====== PROVIDED RECORDS

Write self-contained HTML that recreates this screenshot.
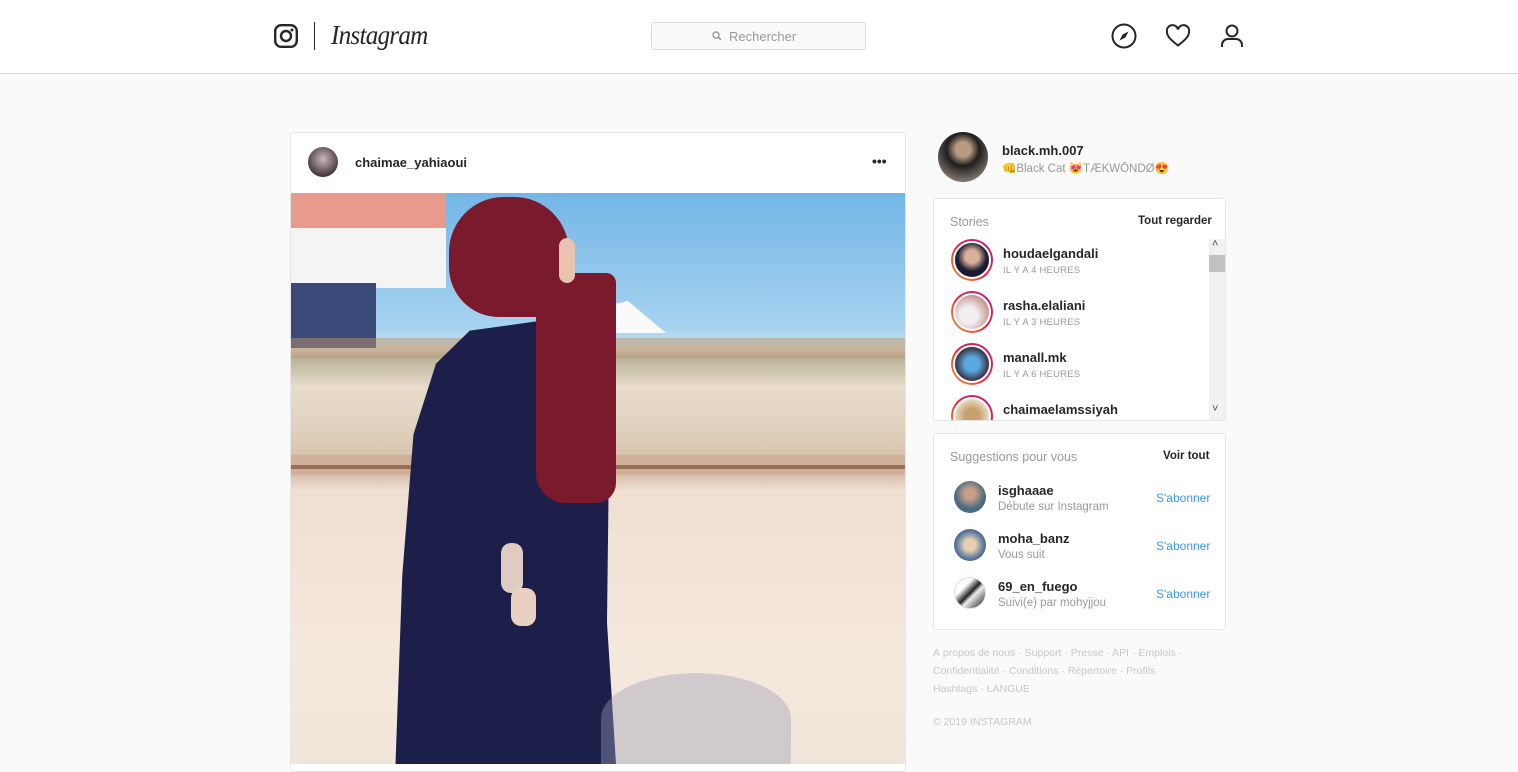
<!DOCTYPE html>
<html><head><meta charset="utf-8"><style>
*{margin:0;padding:0;box-sizing:border-box}
body{width:1518px;height:764px;overflow:hidden;background:#fafafa;font-family:"Liberation Sans","Noto Sans CJK JP",sans-serif;color:#262626;position:relative}
.a{position:absolute}
.hdr{left:0;top:0;width:1518px;height:74px;background:#fff;border-bottom:1px solid #dbdbdb}
.av{position:absolute;border-radius:50%;overflow:hidden}
.n{font-size:13px;font-weight:bold;color:#262626}
.s{font-size:11.5px;color:#999}
.t{font-size:9.5px;color:#999;letter-spacing:.2px}
.ring{position:absolute;width:42px;height:42px;border-radius:50%;background:linear-gradient(45deg,#f09433,#e6683c,#dc2743,#cc2366,#bc1888);padding:2px}
.ring div{width:38px;height:38px;border-radius:50%;border:2px solid #fff}
.f{font-size:10.5px;color:#c7c7c7;line-height:18px}
.sub{font-size:12px;color:#3897f0}
</style></head><body>
<div class="a hdr"></div>
<svg class="a" style="left:274px;top:24px" width="24" height="24" viewBox="0 0 24 24"><rect x="1.2" y="1.2" width="21.6" height="21.6" rx="6" fill="none" stroke="#262626" stroke-width="2.4"/><circle cx="12" cy="12" r="5" fill="none" stroke="#262626" stroke-width="2.4"/><circle cx="18" cy="6" r="1.5" fill="#262626"/></svg>
<div class="a" style="left:314px;top:22px;width:1px;height:28px;background:#262626"></div>
<div class="a" style="left:331px;top:20px;font-family:'Liberation Serif',serif;font-style:italic;font-size:27px;color:#262626;letter-spacing:-0.8px;transform:scaleX(.93);transform-origin:left">Instagram</div>
<div class="a" style="left:651px;top:22px;width:215px;height:28px;background:#fafafa;border:1px solid #dbdbdb;border-radius:3px"></div>
<svg class="a" style="left:712px;top:31px" width="10" height="10" viewBox="0 0 10 10"><circle cx="4" cy="4" r="3" fill="none" stroke="#999" stroke-width="1.4"/><path d="M6.2 6.2L9 9" stroke="#999" stroke-width="1.5"/></svg>
<div class="a" style="left:729px;top:29px;font-size:13px;color:#999">Rechercher</div>
<svg class="a" style="left:1111px;top:23px" width="26" height="26" viewBox="0 0 26 26"><circle cx="13" cy="13" r="11.5" fill="none" stroke="#262626" stroke-width="2"/><path d="M17.5 8.5L14.5 14.5L8.5 17.5L11.5 11.5Z" fill="#262626"/></svg>
<svg class="a" style="left:1165px;top:24px" width="26" height="24" viewBox="0 0 26 24"><path d="M13 21.5C6 16 2 12.5 2 8A5.5 5.5 0 0 1 13 5.5 5.5 5.5 0 0 1 24 8C24 12.5 20 16 13 21.5Z" fill="none" stroke="#262626" stroke-width="2"/></svg>
<svg class="a" style="left:1219px;top:23px" width="26" height="26" viewBox="0 0 26 26"><circle cx="13" cy="8" r="5.5" fill="none" stroke="#262626" stroke-width="2"/><path d="M3 24V22A6 6 0 0 1 9 16H17A6 6 0 0 1 23 22V24" fill="none" stroke="#262626" stroke-width="2"/></svg>

<!-- post -->
<div class="a" style="left:290px;top:132px;width:616px;height:640px;background:#fff;border:1px solid #e6e6e6;border-radius:3px"></div>
<div class="av" style="left:308px;top:147px;width:30px;height:30px;background:radial-gradient(circle at 50% 40%,#c9b7bf,#4a3a40 70%)"></div>
<div class="a n" style="left:355px;top:155px">chaimae_yahiaoui</div>
<div class="a" style="left:872px;top:153px;font-size:14px;font-weight:bold;letter-spacing:0px">•••</div>
<div class="a" style="left:291px;top:193px;width:614px;height:571px;overflow:hidden;background:linear-gradient(180deg,#73b6e6 0%,#a8d3f0 24%,#c2dff0 26%,#d6d8d0 27.5%,#b9b49a 29%,#e8dccb 34%,#e0d2bf 41%,#d6c4ae 46%,#c9ae98 48%,#efdfd2 52%,#f5e8dc 80%,#f2e6da 100%)">
 <div class="a" style="left:0;top:0;width:155px;height:45px;background:#e89a8c"></div>
 <div class="a" style="left:0;top:35px;width:155px;height:60px;background:#f4f4f4"></div>
 <div class="a" style="left:0;top:90px;width:85px;height:65px;background:#3a4a78"></div>
 <div class="a" style="left:280px;top:108px;width:95px;height:32px;background:#fafafa;clip-path:polygon(0 100%,30% 20%,60% 0,100% 100%)"></div>
 <div class="a" style="left:0;top:145px;width:614px;height:20px;background:#b89068;opacity:.5"></div>
 <div class="a" style="left:0;top:262px;width:614px;height:20px;background:#d0b098"></div>
 <div class="a" style="left:0;top:272px;width:614px;height:4px;background:#9a6e5a"></div>
 <div class="a" style="left:100px;top:100px;width:225px;height:471px;background:#1c1f4a;clip-path:polygon(35% 8%,80% 5%,97% 30%,96% 70%,100% 100%,2% 100%,5% 60%,10% 30%,20% 15%)"></div>
 <div class="a" style="left:158px;top:4px;width:120px;height:120px;background:#7a1a2c;border-radius:55px 55px 20px 50px"></div>
 <div class="a" style="left:245px;top:80px;width:80px;height:230px;background:#7a1a2c;border-radius:30px 10px 20px 30px"></div>
 <div class="a" style="left:268px;top:45px;width:16px;height:45px;background:#e8c3b0;border-radius:8px"></div>
 <div class="a" style="left:210px;top:350px;width:22px;height:50px;background:#e0cbc0;border-radius:10px"></div>
 <div class="a" style="left:220px;top:395px;width:25px;height:38px;background:#ead0c2;border-radius:10px"></div>
 <div class="a" style="left:310px;top:480px;width:190px;height:91px;background:#9aa0b8;opacity:.4;border-radius:50% 50% 0 0"></div>
</div>

<!-- right -->
<div class="av" style="left:938px;top:132px;width:50px;height:50px;background:radial-gradient(circle at 50% 35%,#b89a80 18%,#1e1e1e 40%,#7a7068 75%)"></div>
<div class="a n" style="left:1002px;top:143px">black.mh.007</div>
<div class="a s" style="left:1002px;top:161px">👊Black Cat 😻TÆKWŌNDØ😍</div>

<div class="a" style="left:933px;top:198px;width:293px;height:223px;background:#fff;border:1px solid #e6e6e6;border-radius:3px"></div>
<div class="a" style="left:950px;top:215px;font-size:12.5px;color:#999">Stories</div>
<div class="a" style="left:1138px;top:215px;font-size:11.5px;font-weight:bold">Tout regarder</div>
<div class="a" style="left:1209px;top:239px;width:16px;height:181px;background:#f1f1f1"></div>
<div class="a" style="left:1209px;top:255px;width:16px;height:17px;background:#c1c1c1"></div>
<div class="a" style="left:1212px;top:238px;font-size:11px;color:#505050">˄</div>
<div class="a" style="left:1212px;top:403px;font-size:11px;color:#505050">˅</div>
<div class="a" style="left:934px;top:239px;width:275px;height:181px;overflow:hidden">
 <div class="ring" style="left:17px;top:0"><div style="background:radial-gradient(circle at 50% 40%,#d8b09a 25%,#1a1a30 55%)"></div></div>
 <div class="a n" style="left:69px;top:7px">houdaelgandali</div>
 <div class="a t" style="left:69px;top:26px">IL Y A 4 HEURES</div>
 <div class="ring" style="left:17px;top:52px"><div style="background:radial-gradient(circle at 40% 60%,#f0eef0 30%,#c99a94 70%)"></div></div>
 <div class="a n" style="left:69px;top:59px">rasha.elaliani</div>
 <div class="a t" style="left:69px;top:78px">IL Y A 3 HEURES</div>
 <div class="ring" style="left:17px;top:104px"><div style="background:radial-gradient(circle at 50% 50%,#5aa8e0 30%,#3a3040 70%)"></div></div>
 <div class="a n" style="left:69px;top:111px">manall.mk</div>
 <div class="a t" style="left:69px;top:130px">IL Y A 6 HEURES</div>
 <div class="ring" style="left:17px;top:156px"><div style="background:radial-gradient(circle at 50% 50%,#c8a070 30%,#e8dcc0 70%)"></div></div>
 <div class="a n" style="left:69px;top:163px">chaimaelamssiyah</div>
</div>

<div class="a" style="left:933px;top:433px;width:293px;height:197px;background:#fff;border:1px solid #e6e6e6;border-radius:3px"></div>
<div class="a" style="left:950px;top:450px;font-size:12.5px;color:#999">Suggestions pour vous</div>
<div class="a" style="left:1163px;top:450px;font-size:11.5px;font-weight:bold">Voir tout</div>
<div class="av" style="left:954px;top:481px;width:32px;height:32px;background:radial-gradient(circle at 50% 40%,#c8a088 20%,#4a6a80 60%)"></div>
<div class="a n" style="left:998px;top:483px">isghaaae</div>
<div class="a s" style="left:998px;top:501px">Débute sur Instagram</div>
<div class="a sub" style="left:1156px;top:491px">S'abonner</div>
<div class="av" style="left:954px;top:529px;width:32px;height:32px;background:radial-gradient(circle at 50% 50%,#e8d0b0 25%,#5a7aa0 60%,#3a3060)"></div>
<div class="a n" style="left:998px;top:531px">moha_banz</div>
<div class="a s" style="left:998px;top:549px">Vous suit</div>
<div class="a sub" style="left:1156px;top:539px">S'abonner</div>
<div class="av" style="left:954px;top:577px;width:32px;height:32px;border:1px solid #ddd;background:linear-gradient(135deg,#fff 30%,#222 50%,#eee 60%,#111)"></div>
<div class="a n" style="left:998px;top:579px">69_en_fuego</div>
<div class="a s" style="left:998px;top:597px">Suivi(e) par mohyjjou</div>
<div class="a sub" style="left:1156px;top:587px">S'abonner</div>

<div class="a f" style="left:933px;top:644px;width:268px">À propos de nous · Support · Presse · API · Emplois · Confidentialité · Conditions · Répertoire · Profils · Hashtags · LANGUE</div>
<div class="a f" style="left:933px;top:713px">© 2019 INSTAGRAM</div>
</body></html>
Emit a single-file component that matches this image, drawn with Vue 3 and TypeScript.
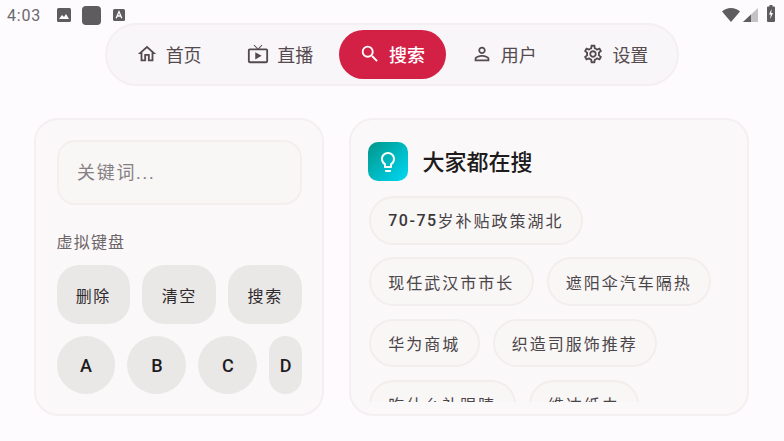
<script setup lang="ts">
interface NavItem { label: string; icon: string; active?: boolean }
interface Chip { lead?: string; text: string }
const nav: NavItem[] = [
  { label: '首页', icon: 'home' },
  { label: '直播', icon: 'tv' },
  { label: '搜索', icon: 'search', active: true },
  { label: '用户', icon: 'user' },
  { label: '设置', icon: 'gear' },
]
const actions = ['删除', '清空', '搜索']
const letters = ['A', 'B', 'C', 'D']
const rows: Chip[][] = [
  [{ lead: '70-75', text: '岁补贴政策湖北' }],
  [{ text: '现任武汉市市长' }, { text: '遮阳伞汽车隔热' }],
  [{ text: '华为商城' }, { text: '织造司服饰推荐' }],
  [{ text: '吃什么补眼睛' }, { text: '维达纸巾' }],
]
</script>

<template>
  <div class="page">
    <header class="status">
      <span class="time">4:03</span>
      <svg class="st-img" viewBox="0 0 14 14"><rect width="14" height="14" rx="1.5" fill="#5f5c60"/><path d="M2 11l3-4 2 2 2-3 3 5z" fill="#fff"/></svg>
      <span class="st-square"></span>
      <svg class="st-a" viewBox="0 0 12 12"><rect width="12" height="12" rx="1.5" fill="#5f5c60"/><path d="M3.2 9.2L6 2.6l2.8 6.6M4.2 7h3.6" fill="none" stroke="#fff" stroke-width="1.3"/></svg>
      <span class="spacer"></span>
      <div class="st-right">
        <svg class="st-wifi" viewBox="0 0 18 14"><path d="M0 3.6C2.4 1.3 5.5 0 9 0s6.6 1.3 9 3.6L9 14z" fill="#5f5c60"/></svg>
        <svg class="st-signal" viewBox="0 0 15 14"><path d="M15 0v14H0z" fill="#c4c2c5"/><path d="M8 6.500V14H0z" fill="#5f5c60"/></svg>
        <svg class="st-batt" viewBox="0 0 8 17"><path d="M2.5 0h3v1.500H7a1 1 0 0 1 1 1V16a1 1 0 0 1-1 1H1a1 1 0 0 1-1-1V2.500a1 1 0 0 1 1-1h1.500z" fill="#5f5c60"/><path d="M4.600 4L2 9.500h1.700L3.200 14 6 8H4.200z" fill="#fff"/></svg>
      </div>
    </header>

    <nav class="nav-wrap">
      <div class="nav">
        <button v-for="item in nav" :key="item.label" class="nav-item" :class="{ active: item.active }">
          <svg class="nav-icon" viewBox="0 0 24 24" fill="currentColor">
            <path v-if="item.icon === 'home'" d="M12 5.690l5 4.500V18h-2v-6H9v6H7v-7.810l5-4.500M12 3L2 12h3v8h6v-6h2v6h6v-8h3L12 3z"/>
            <path v-else-if="item.icon === 'tv'" d="M21 6h-7.590l3.290-3.290L16 2l-4 4-4-4-.71.71L10.590 6H3c-1.100 0-2 .89-2 2v12c0 1.100.9 2 2 2h18c1.100 0 2-.9 2-2V8c0-1.110-.9-2-2-2zm0 14H3V8h18v12zM9 10v8l7-4z"/>
            <path v-else-if="item.icon === 'search'" d="M15.500 14h-.79l-.28-.27A6.470 6.470 0 0 0 16 9.500 6.500 6.500 0 1 0 9.500 16c1.610 0 3.090-.59 4.230-1.570l.27.28v.79l5 4.990L20.490 19l-4.990-5zm-6 0C7.010 14 5 11.990 5 9.500S7.010 5 9.500 5 14 7.010 14 9.500 11.990 14 9.500 14z"/>
            <path v-else-if="item.icon === 'user'" d="M12 5.900a2.100 2.100 0 1 1 0 4.200 2.100 2.100 0 0 1 0-4.200m0 9c2.970 0 6.100 1.460 6.100 2.100v1.100H5.900V17c0-.64 3.130-2.100 6.100-2.100M12 4C9.790 4 8 5.790 8 8s1.790 4 4 4 4-1.790 4-4-1.790-4-4-4zm0 9c-2.670 0-8 1.340-8 4v3h16v-3c0-2.660-5.330-4-8-4z"/>
            <path v-else d="M19.430 12.980c.04-.32.070-.64.070-.98 0-.34-.03-.66-.07-.98l2.110-1.650c.19-.15.24-.42.120-.64l-2-3.460a.5.5 0 0 0-.61-.22l-2.490 1c-.52-.4-1.080-.73-1.690-.98l-.38-2.650A.49.49 0 0 0 14 2h-4c-.25 0-.46.18-.49.420l-.38 2.650c-.61.25-1.170.59-1.690.98l-2.490-1a.57.57 0 0 0-.18-.03.5.5 0 0 0-.43.250l-2 3.460c-.13.220-.07.490.12.640l2.110 1.650c-.04.320-.07.650-.07.980 0 .33.030.66.070.98l-2.110 1.650c-.19.150-.24.420-.12.640l2 3.460a.5.5 0 0 0 .61.220l2.490-1c.52.400 1.080.730 1.690.980l.38 2.650c.03.240.24.420.49.420h4c.25 0 .46-.18.49-.42l.38-2.650c.61-.25 1.170-.59 1.690-.98l2.490 1c.06.020.12.030.18.030.17 0 .34-.09.43-.25l2-3.460c.12-.22.07-.49-.12-.64l-2.110-1.650zm-1.980-1.710c.04.310.05.520.05.730 0 .21-.02.430-.05.730l-.14 1.130.89.700 1.080.84-.7 1.210-1.270-.51-1.040-.42-.9.680c-.43.320-.84.560-1.250.73l-1.060.43-.16 1.130-.2 1.350h-1.400l-.19-1.350-.16-1.130-1.060-.43c-.43-.18-.83-.41-1.230-.71l-.91-.7-1.060.43-1.270.51-.7-1.210 1.080-.84.890-.7-.14-1.130c-.03-.31-.05-.54-.05-.74s.02-.43.05-.73l.14-1.130-.89-.7-1.080-.84.7-1.210 1.270.51 1.040.42.900-.68c.43-.32.840-.56 1.250-.73l1.060-.43.160-1.130.2-1.350h1.390l.19 1.350.16 1.130 1.060.43c.43.180.83.410 1.230.71l.91.700 1.060-.43 1.270-.51.7 1.210-1.070.85-.89.700.14 1.130zM12 8c-2.210 0-4 1.790-4 4s1.790 4 4 4 4-1.790 4-4-1.790-4-4-4zm0 6c-1.100 0-2-.9-2-2s.9-2 2-2 2 .9 2 2-.9 2-2 2z"/>
          </svg>
          <span>{{ item.label }}</span>
        </button>
      </div>
    </nav>

    <main class="main">
      <section class="card left">
        <input class="kw" placeholder="关键词..." />
        <div class="kb-label">虚拟键盘</div>
        <div class="keys">
          <button v-for="a in actions" :key="a" class="key action">{{ a }}</button>
        </div>
        <div class="keys letters">
          <button v-for="l in letters" :key="l" class="key letter" :class="{ narrow: l === 'D' }">{{ l }}</button>
        </div>
      </section>

      <section class="card right">
        <div class="head">
          <span class="bulb">
            <svg viewBox="0 0 24 24" width="24" height="24" fill="#fff"><path d="M9 21c0 .55.45 1 1 1h4c.55 0 1-.45 1-1v-1H9v1zm3-19C8.140 2 5 5.140 5 9c0 2.380 1.190 4.470 3 5.740V17c0 .55.45 1 1 1h6c.55 0 1-.45 1-1v-2.260c1.810-1.270 3-3.360 3-5.740 0-3.860-3.140-7-7-7zm2.850 11.100l-.85.6V16h-4v-2.300l-.85-.6A4.997 4.997 0 0 1 7 9c0-2.760 2.240-5 5-5s5 2.240 5 5c0 1.630-.8 3.160-2.150 4.100z"/></svg>
          </span>
          <h2>大家都在搜</h2>
        </div>
        <div class="chips">
          <div v-for="(row, i) in rows" :key="i" class="chip-row">
            <span v-for="c in row" :key="c.text" class="chip"><b v-if="c.lead" class="lead">{{ c.lead }}</b>{{ c.text }}</span>
          </div>
        </div>
      </section>
    </main>
  </div>
</template>

<style>
html, body { margin: 0; background: #fefbfe; }
</style>

<style scoped>
.page {
  width: 784px;
  height: 441px;
  overflow: hidden;
  background: #fefbfe;
  font-family: Roboto, "Noto Sans CJK SC", sans-serif;
  color: #1d1b1c;
  box-sizing: border-box;
}
.status {
  height: 30px;
  margin-bottom: -7.5px;
  display: flex;
  align-items: center;
  padding: 0 9px 0 7px;
  box-sizing: border-box;
  color: #6b696c;
}
.time { font-size: 16px; width: 35px; margin-right: 15px; letter-spacing: .8px; }
.st-img { width: 14px; height: 14px; margin-right: 11px; }
.st-square { width: 18.500px; height: 19px; border-radius: 4px; background: #5f5c60; margin-right: 12px; }
.st-a { width: 12px; height: 12px; }
.spacer { flex: 1; }
.st-right { display: flex; align-items: flex-end; margin-bottom: 3px; }
.st-wifi { width: 18px; height: 14px; margin-right: 3px; }
.st-signal { width: 15px; height: 14px; margin-right: 9px; }
.st-batt { width: 8px; height: 17px; }

.nav-wrap { display: flex; justify-content: center; }
.nav {
  width: 574px;
  height: 63px;
  box-sizing: border-box;
  display: flex;
  align-items: center;
  justify-content: center;
  gap: 4.700px;
  border: 2px solid #f3eff2;
  border-radius: 32px;
  background: #f9f6f9;
}
.nav-item {
  display: flex;
  align-items: center;
  justify-content: center;
  gap: 8px;
  width: 107px;
  height: 49px;
  flex: none;
  padding: 0;
  border: 0;
  border-radius: 25px;
  background: transparent;
  color: #554b4f;
  font: inherit;
  font-size: 18px;
}
.nav-item.active { background: #d32045; color: #fff; font-weight: 500; }
.nav-icon { width: 22px; height: 22px; flex: none; }

.main {
  display: flex;
  gap: 25.500px;
  padding: 32.500px 35px 0 34px;
}
.card {
  height: 298px;
  box-sizing: border-box;
  border: 2px solid #f4eff0;
  border-radius: 24px;
  background: #fbf8f9;
  flex: none;
}
.left { width: 289.500px; padding: 19.500px 19.500px 0 20.500px; }
.right { width: 400px; padding: 22px 17px 0; }
.kw {
  display: block;
  width: 100%;
  height: 65.500px;
  box-sizing: border-box;
  padding: 0 18.500px;
  border: 2px solid #f4efef;
  border-radius: 18px;
  background: #f9f6f6;
  font: inherit;
  font-size: 18px;
  letter-spacing: 1.700px;
  outline: none;
}
.kw::placeholder { color: #858083; opacity: 1; }
.kb-label { margin-top: 26px; font-size: 16px; line-height: 24px; letter-spacing: 1.200px; color: #6b6568; }
.keys { display: flex; gap: 12.300px; margin-top: 10px; }
.key {
  padding: 0;
  border: 0;
  background: #eae7e7;
  font: inherit;
  color: #2e2a2c;
}
.action { flex: 1; height: 59px; border-radius: 22px; font-size: 16px; letter-spacing: 1.600px; }
.letters { margin-top: 12px; }
.letter { width: 58.700px; height: 58px; border-radius: 50%; font-size: 18px; font-weight: 500; color: #1d1b1c; }
.letter.narrow { width: auto; flex: 1; border-radius: 17px; }

.head { display: flex; align-items: center; gap: 15px; height: 39px; }
.bulb {
  width: 39.500px;
  height: 39.500px;
  flex: none;
  border-radius: 10px;
  display: flex;
  align-items: center;
  justify-content: center;
  background: linear-gradient(135deg, #009688, #00d8f5);
}
h2 { margin: 0 0 4px; font-size: 22px; font-weight: 500; color: #1d1b1c; }
.chips {
  margin: 15px 0 0 1px;
  height: 206px;
  overflow: hidden;
  display: flex;
  flex-direction: column;
  gap: 12.700px;
}
.chip-row { display: flex; gap: 13px; }
.chip {
  height: 48.700px;
  box-sizing: border-box;
  display: flex;
  align-items: center;
  padding: 0 17.250px;
  border: 2px solid #f3eeee;
  border-radius: 25px;
  background: #f9f6f6;
  font-size: 16px;
  letter-spacing: 2px;
  color: #4a4548;
  flex: none;
}
.lead { font-weight: 500; color: #3a3639; letter-spacing: 1.500px; }
</style>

============

GIVEN EXERCISE. Gather all lines from the listing above in which "that" occurs.

THE REPLY.
Write self-contained HTML that recreates this screenshot.
Emit a single-file component that matches this image, drawn with Vue 3 and TypeScript.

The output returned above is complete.